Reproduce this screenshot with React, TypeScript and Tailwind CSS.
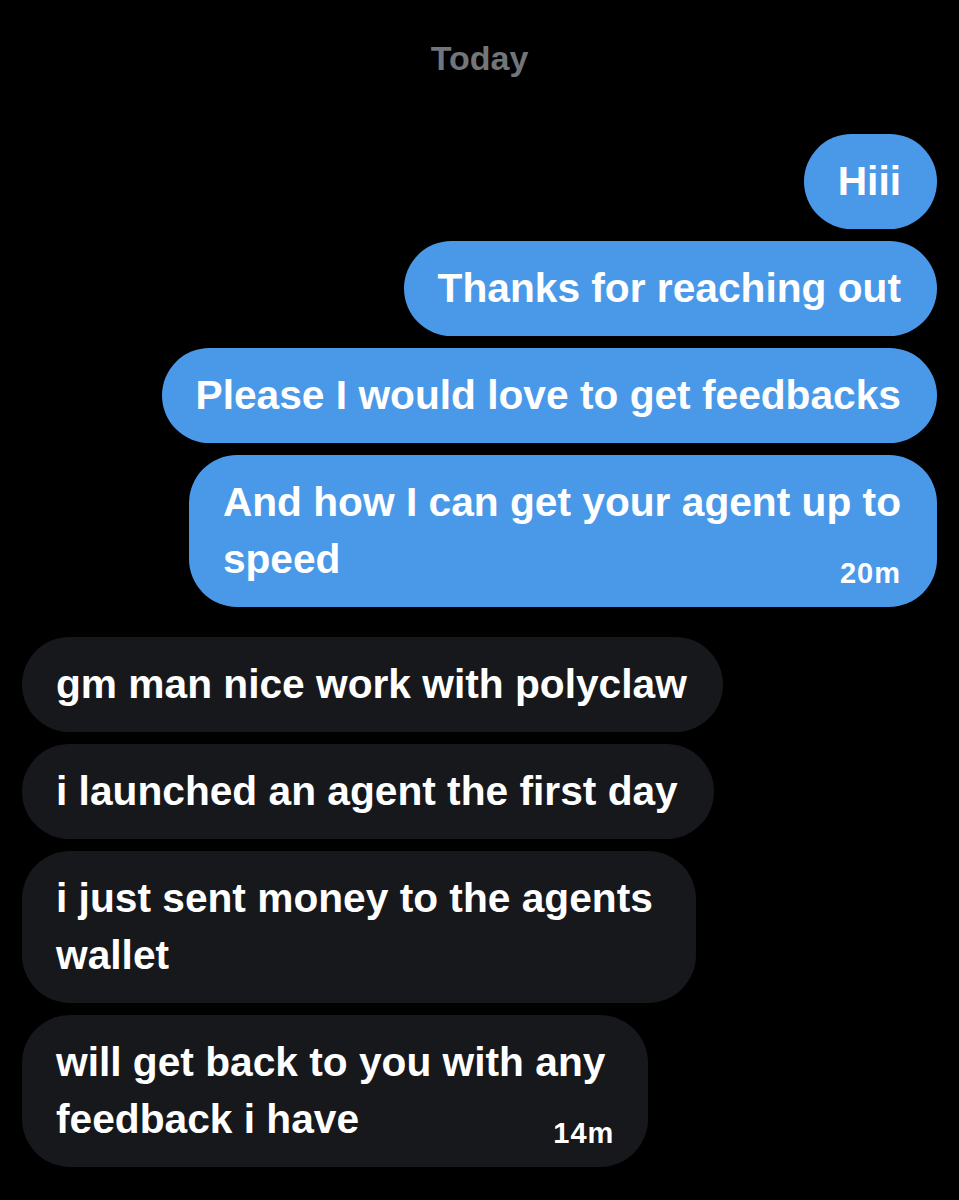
import React from "react";

type Msg = { lines: string[]; time?: string };

const sent: Msg[] = [
  { lines: ["Hiii"] },
  { lines: ["Thanks for reaching out"] },
  { lines: ["Please I would love to get feedbacks"] },
  { lines: ["And how I can get your agent up to", "speed"], time: "20m" },
];

const received: Msg[] = [
  { lines: ["gm man nice work with polyclaw"] },
  { lines: ["i launched an agent the first day"] },
  { lines: ["i just sent money to the agents", "wallet"] },
  { lines: ["will get back to you with any", "feedback i have"], time: "14m" },
];

function Bubble({ msg, mine }: { msg: Msg; mine: boolean }) {
  const multi = msg.lines.length > 1;
  return (
    <div
      className={`relative rounded-[48px] py-[19px] pl-[34px] text-[40.7px] leading-[57px] text-white whitespace-nowrap ${
        mine ? "bg-[#4a99e9]" : "bg-[#16181c]"
      } ${multi && !mine ? "pr-[43px]" : "pr-[36px]"}`}
    >
      {msg.lines.map((l, i) => (
        <React.Fragment key={i}>
          {i > 0 && <br />}
          {l}
        </React.Fragment>
      ))}
      {msg.time && (
        <span
          className={`absolute bottom-[20px] text-[29px] leading-[28px] tracking-[1px] ${
            mine ? "right-[36px]" : "right-[34px]"
          }`}
        >
          {msg.time}
        </span>
      )}
    </div>
  );
}

export default function App() {
  return (
    <div className="min-h-[1200px] w-full bg-black font-['Liberation_Sans',Arial,sans-serif] font-bold">
      <div className="pt-[38px] text-center text-[34px] leading-[40px] text-[#71767b]">
        Today
      </div>
      <div className="mt-[56px] flex flex-col items-end gap-[12px] pr-[22px]">
        {sent.map((m, i) => (
          <Bubble key={i} msg={m} mine />
        ))}
      </div>
      <div className="mt-[30px] flex flex-col items-start gap-[12px] pl-[22px]">
        {received.map((m, i) => (
          <Bubble key={i} msg={m} mine={false} />
        ))}
      </div>
    </div>
  );
}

━━━━━━━━

Only the number is needed: state how many lines in the listing contain "React".

4